REQUIRED TASK: Below is a listing to write out in full, exactly as given, without its pictures.

RECORDED INFORMATION:
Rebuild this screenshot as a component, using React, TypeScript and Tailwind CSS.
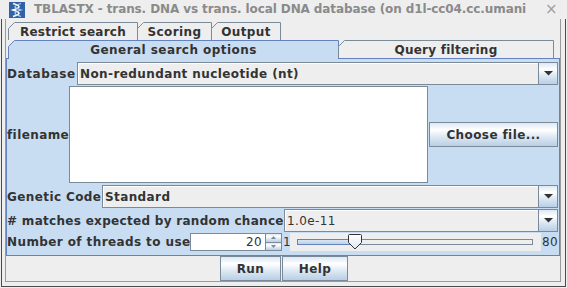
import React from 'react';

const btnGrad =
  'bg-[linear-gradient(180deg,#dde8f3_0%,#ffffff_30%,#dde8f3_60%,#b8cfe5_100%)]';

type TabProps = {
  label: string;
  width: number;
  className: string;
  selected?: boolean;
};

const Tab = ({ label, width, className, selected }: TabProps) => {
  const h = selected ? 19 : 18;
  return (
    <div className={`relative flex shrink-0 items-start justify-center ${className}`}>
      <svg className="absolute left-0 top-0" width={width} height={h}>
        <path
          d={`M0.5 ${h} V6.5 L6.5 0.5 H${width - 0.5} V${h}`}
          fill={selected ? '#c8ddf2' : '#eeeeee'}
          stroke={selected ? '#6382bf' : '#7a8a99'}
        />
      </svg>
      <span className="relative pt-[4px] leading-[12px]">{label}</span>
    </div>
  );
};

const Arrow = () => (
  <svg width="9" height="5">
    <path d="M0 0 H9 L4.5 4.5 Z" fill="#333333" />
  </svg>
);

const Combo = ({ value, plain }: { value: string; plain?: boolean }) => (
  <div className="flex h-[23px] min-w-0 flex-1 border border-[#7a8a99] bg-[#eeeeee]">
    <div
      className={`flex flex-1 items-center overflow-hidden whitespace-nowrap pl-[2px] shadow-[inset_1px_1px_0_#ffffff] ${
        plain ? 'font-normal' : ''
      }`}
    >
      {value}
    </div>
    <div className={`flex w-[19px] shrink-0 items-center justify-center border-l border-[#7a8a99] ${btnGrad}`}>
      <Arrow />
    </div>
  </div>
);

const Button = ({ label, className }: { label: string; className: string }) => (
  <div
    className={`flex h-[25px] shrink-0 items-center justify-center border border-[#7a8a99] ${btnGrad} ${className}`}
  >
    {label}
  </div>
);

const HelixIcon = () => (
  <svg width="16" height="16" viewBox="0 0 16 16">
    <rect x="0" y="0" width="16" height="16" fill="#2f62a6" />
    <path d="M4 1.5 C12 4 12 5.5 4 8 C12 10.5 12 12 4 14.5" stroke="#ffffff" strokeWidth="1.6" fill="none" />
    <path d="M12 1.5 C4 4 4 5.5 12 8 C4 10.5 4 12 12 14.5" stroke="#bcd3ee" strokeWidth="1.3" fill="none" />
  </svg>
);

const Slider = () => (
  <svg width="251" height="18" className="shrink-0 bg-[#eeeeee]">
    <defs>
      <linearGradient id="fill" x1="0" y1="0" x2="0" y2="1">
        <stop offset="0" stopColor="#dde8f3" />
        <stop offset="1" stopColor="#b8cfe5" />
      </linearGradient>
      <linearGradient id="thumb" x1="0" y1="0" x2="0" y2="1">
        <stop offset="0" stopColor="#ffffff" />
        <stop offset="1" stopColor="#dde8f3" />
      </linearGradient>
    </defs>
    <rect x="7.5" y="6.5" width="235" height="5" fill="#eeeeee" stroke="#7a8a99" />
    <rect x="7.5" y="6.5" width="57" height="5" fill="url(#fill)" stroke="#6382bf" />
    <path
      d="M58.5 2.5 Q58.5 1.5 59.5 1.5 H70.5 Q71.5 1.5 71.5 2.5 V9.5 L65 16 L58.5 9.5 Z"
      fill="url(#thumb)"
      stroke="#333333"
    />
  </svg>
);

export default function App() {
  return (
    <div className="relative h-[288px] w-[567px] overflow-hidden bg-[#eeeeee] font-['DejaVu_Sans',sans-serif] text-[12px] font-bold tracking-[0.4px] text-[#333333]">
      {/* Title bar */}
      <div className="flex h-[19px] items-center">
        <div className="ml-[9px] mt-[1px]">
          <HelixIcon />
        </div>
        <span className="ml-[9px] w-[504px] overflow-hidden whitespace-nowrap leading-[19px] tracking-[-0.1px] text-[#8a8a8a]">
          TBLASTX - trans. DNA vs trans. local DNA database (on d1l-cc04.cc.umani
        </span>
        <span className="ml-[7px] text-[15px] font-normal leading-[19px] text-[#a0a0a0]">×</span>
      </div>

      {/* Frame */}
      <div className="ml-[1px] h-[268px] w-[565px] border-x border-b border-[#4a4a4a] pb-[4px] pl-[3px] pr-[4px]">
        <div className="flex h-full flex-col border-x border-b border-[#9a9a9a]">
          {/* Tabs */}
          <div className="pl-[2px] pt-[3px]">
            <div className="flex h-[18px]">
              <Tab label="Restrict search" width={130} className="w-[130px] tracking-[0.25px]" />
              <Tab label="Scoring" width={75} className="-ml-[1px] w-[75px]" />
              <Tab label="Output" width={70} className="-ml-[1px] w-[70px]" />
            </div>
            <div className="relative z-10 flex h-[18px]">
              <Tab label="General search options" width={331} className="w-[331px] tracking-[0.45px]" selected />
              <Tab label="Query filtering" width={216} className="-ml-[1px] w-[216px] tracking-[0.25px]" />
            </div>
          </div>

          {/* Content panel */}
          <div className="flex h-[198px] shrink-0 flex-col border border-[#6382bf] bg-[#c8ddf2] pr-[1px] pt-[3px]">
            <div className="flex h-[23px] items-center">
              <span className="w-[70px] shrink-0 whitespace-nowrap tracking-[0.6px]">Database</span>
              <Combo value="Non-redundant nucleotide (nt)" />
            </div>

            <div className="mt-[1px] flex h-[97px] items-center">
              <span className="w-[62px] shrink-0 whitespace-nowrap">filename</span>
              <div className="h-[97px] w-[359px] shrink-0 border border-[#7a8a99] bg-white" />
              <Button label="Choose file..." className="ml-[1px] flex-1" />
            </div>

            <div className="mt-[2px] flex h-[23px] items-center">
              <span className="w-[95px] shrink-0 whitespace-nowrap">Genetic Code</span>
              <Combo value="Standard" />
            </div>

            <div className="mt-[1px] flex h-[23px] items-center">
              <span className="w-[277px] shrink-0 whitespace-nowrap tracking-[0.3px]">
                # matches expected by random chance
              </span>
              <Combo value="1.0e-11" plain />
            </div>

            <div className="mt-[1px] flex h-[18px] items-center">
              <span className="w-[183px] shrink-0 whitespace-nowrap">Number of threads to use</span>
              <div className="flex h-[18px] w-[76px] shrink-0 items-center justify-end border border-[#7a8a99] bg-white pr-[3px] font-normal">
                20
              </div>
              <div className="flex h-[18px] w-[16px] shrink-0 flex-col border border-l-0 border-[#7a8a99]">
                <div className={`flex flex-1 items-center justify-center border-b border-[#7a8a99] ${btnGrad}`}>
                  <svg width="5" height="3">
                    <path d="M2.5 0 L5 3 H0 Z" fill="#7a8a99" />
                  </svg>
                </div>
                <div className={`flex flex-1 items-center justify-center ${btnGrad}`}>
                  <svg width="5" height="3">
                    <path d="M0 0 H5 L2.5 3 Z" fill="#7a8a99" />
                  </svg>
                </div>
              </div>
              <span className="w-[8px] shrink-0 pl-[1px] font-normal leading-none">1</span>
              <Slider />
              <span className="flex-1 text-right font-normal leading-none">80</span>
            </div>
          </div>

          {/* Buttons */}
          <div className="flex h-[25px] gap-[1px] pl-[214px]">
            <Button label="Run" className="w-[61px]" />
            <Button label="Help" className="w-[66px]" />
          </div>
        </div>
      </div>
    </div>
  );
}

THE OUTPUT:
Rebuild this screenshot as a component, using React, TypeScript and Tailwind CSS.
import React from 'react';

const btnGrad =
  'bg-[linear-gradient(180deg,#dde8f3_0%,#ffffff_30%,#dde8f3_60%,#b8cfe5_100%)]';

type TabProps = {
  label: string;
  width: number;
  className: string;
  selected?: boolean;
};

const Tab = ({ label, width, className, selected }: TabProps) => {
  const h = selected ? 19 : 18;
  return (
    <div className={`relative flex shrink-0 items-start justify-center ${className}`}>
      <svg className="absolute left-0 top-0" width={width} height={h}>
        <path
          d={`M0.5 ${h} V6.5 L6.5 0.5 H${width - 0.5} V${h}`}
          fill={selected ? '#c8ddf2' : '#eeeeee'}
          stroke={selected ? '#6382bf' : '#7a8a99'}
        />
      </svg>
      <span className="relative pt-[4px] leading-[12px]">{label}</span>
    </div>
  );
};

const Arrow = () => (
  <svg width="9" height="5">
    <path d="M0 0 H9 L4.5 4.5 Z" fill="#333333" />
  </svg>
);

const Combo = ({ value, plain }: { value: string; plain?: boolean }) => (
  <div className="flex h-[23px] min-w-0 flex-1 border border-[#7a8a99] bg-[#eeeeee]">
    <div
      className={`flex flex-1 items-center overflow-hidden whitespace-nowrap pl-[2px] shadow-[inset_1px_1px_0_#ffffff] ${
        plain ? 'font-normal' : ''
      }`}
    >
      {value}
    </div>
    <div className={`flex w-[19px] shrink-0 items-center justify-center border-l border-[#7a8a99] ${btnGrad}`}>
      <Arrow />
    </div>
  </div>
);

const Button = ({ label, className }: { label: string; className: string }) => (
  <div
    className={`flex h-[25px] shrink-0 items-center justify-center border border-[#7a8a99] ${btnGrad} ${className}`}
  >
    {label}
  </div>
);

const HelixIcon = () => (
  <svg width="16" height="16" viewBox="0 0 16 16">
    <rect x="0" y="0" width="16" height="16" fill="#2f62a6" />
    <path d="M4 1.5 C12 4 12 5.5 4 8 C12 10.5 12 12 4 14.5" stroke="#ffffff" strokeWidth="1.6" fill="none" />
    <path d="M12 1.5 C4 4 4 5.5 12 8 C4 10.5 4 12 12 14.5" stroke="#bcd3ee" strokeWidth="1.3" fill="none" />
  </svg>
);

const Slider = () => (
  <svg width="251" height="18" className="shrink-0 bg-[#eeeeee]">
    <defs>
      <linearGradient id="fill" x1="0" y1="0" x2="0" y2="1">
        <stop offset="0" stopColor="#dde8f3" />
        <stop offset="1" stopColor="#b8cfe5" />
      </linearGradient>
      <linearGradient id="thumb" x1="0" y1="0" x2="0" y2="1">
        <stop offset="0" stopColor="#ffffff" />
        <stop offset="1" stopColor="#dde8f3" />
      </linearGradient>
    </defs>
    <rect x="7.5" y="6.5" width="235" height="5" fill="#eeeeee" stroke="#7a8a99" />
    <rect x="7.5" y="6.5" width="57" height="5" fill="url(#fill)" stroke="#6382bf" />
    <path
      d="M58.5 2.5 Q58.5 1.5 59.5 1.5 H70.5 Q71.5 1.5 71.5 2.5 V9.5 L65 16 L58.5 9.5 Z"
      fill="url(#thumb)"
      stroke="#333333"
    />
  </svg>
);

export default function App() {
  return (
    <div className="relative h-[288px] w-[567px] overflow-hidden bg-[#eeeeee] font-['DejaVu_Sans',sans-serif] text-[12px] font-bold tracking-[0.4px] text-[#333333]">
      {/* Title bar */}
      <div className="flex h-[19px] items-center">
        <div className="ml-[9px] mt-[1px]">
          <HelixIcon />
        </div>
        <span className="ml-[9px] w-[504px] overflow-hidden whitespace-nowrap leading-[19px] tracking-[-0.1px] text-[#8a8a8a]">
          TBLASTX - trans. DNA vs trans. local DNA database (on d1l-cc04.cc.umani
        </span>
        <span className="ml-[7px] text-[15px] font-normal leading-[19px] text-[#a0a0a0]">×</span>
      </div>

      {/* Frame */}
      <div className="ml-[1px] h-[268px] w-[565px] border-x border-b border-[#4a4a4a] pb-[4px] pl-[3px] pr-[4px]">
        <div className="flex h-full flex-col border-x border-b border-[#9a9a9a]">
          {/* Tabs */}
          <div className="pl-[2px] pt-[3px]">
            <div className="flex h-[18px]">
              <Tab label="Restrict search" width={130} className="w-[130px] tracking-[0.25px]" />
              <Tab label="Scoring" width={75} className="-ml-[1px] w-[75px]" />
              <Tab label="Output" width={70} className="-ml-[1px] w-[70px]" />
            </div>
            <div className="relative z-10 flex h-[18px]">
              <Tab label="General search options" width={331} className="w-[331px] tracking-[0.45px]" selected />
              <Tab label="Query filtering" width={216} className="-ml-[1px] w-[216px] tracking-[0.25px]" />
            </div>
          </div>

          {/* Content panel */}
          <div className="flex h-[198px] shrink-0 flex-col border border-[#6382bf] bg-[#c8ddf2] pr-[1px] pt-[3px]">
            <div className="flex h-[23px] items-center">
              <span className="w-[70px] shrink-0 whitespace-nowrap tracking-[0.6px]">Database</span>
              <Combo value="Non-redundant nucleotide (nt)" />
            </div>

            <div className="mt-[1px] flex h-[97px] items-center">
              <span className="w-[62px] shrink-0 whitespace-nowrap">filename</span>
              <div className="h-[97px] w-[359px] shrink-0 border border-[#7a8a99] bg-white" />
              <Button label="Choose file..." className="ml-[1px] flex-1" />
            </div>

            <div className="mt-[2px] flex h-[23px] items-center">
              <span className="w-[95px] shrink-0 whitespace-nowrap">Genetic Code</span>
              <Combo value="Standard" />
            </div>

            <div className="mt-[1px] flex h-[23px] items-center">
              <span className="w-[277px] shrink-0 whitespace-nowrap tracking-[0.3px]">
                # matches expected by random chance
              </span>
              <Combo value="1.0e-11" plain />
            </div>

            <div className="mt-[1px] flex h-[18px] items-center">
              <span className="w-[183px] shrink-0 whitespace-nowrap">Number of threads to use</span>
              <div className="flex h-[18px] w-[76px] shrink-0 items-center justify-end border border-[#7a8a99] bg-white pr-[3px] font-normal">
                20
              </div>
              <div className="flex h-[18px] w-[16px] shrink-0 flex-col border border-l-0 border-[#7a8a99]">
                <div className={`flex flex-1 items-center justify-center border-b border-[#7a8a99] ${btnGrad}`}>
                  <svg width="5" height="3">
                    <path d="M2.5 0 L5 3 H0 Z" fill="#7a8a99" />
                  </svg>
                </div>
                <div className={`flex flex-1 items-center justify-center ${btnGrad}`}>
                  <svg width="5" height="3">
                    <path d="M0 0 H5 L2.5 3 Z" fill="#7a8a99" />
                  </svg>
                </div>
              </div>
              <span className="w-[8px] shrink-0 pl-[1px] font-normal leading-none">1</span>
              <Slider />
              <span className="flex-1 text-right font-normal leading-none">80</span>
            </div>
          </div>

          {/* Buttons */}
          <div className="flex h-[25px] gap-[1px] pl-[214px]">
            <Button label="Run" className="w-[61px]" />
            <Button label="Help" className="w-[66px]" />
          </div>
        </div>
      </div>
    </div>
  );
}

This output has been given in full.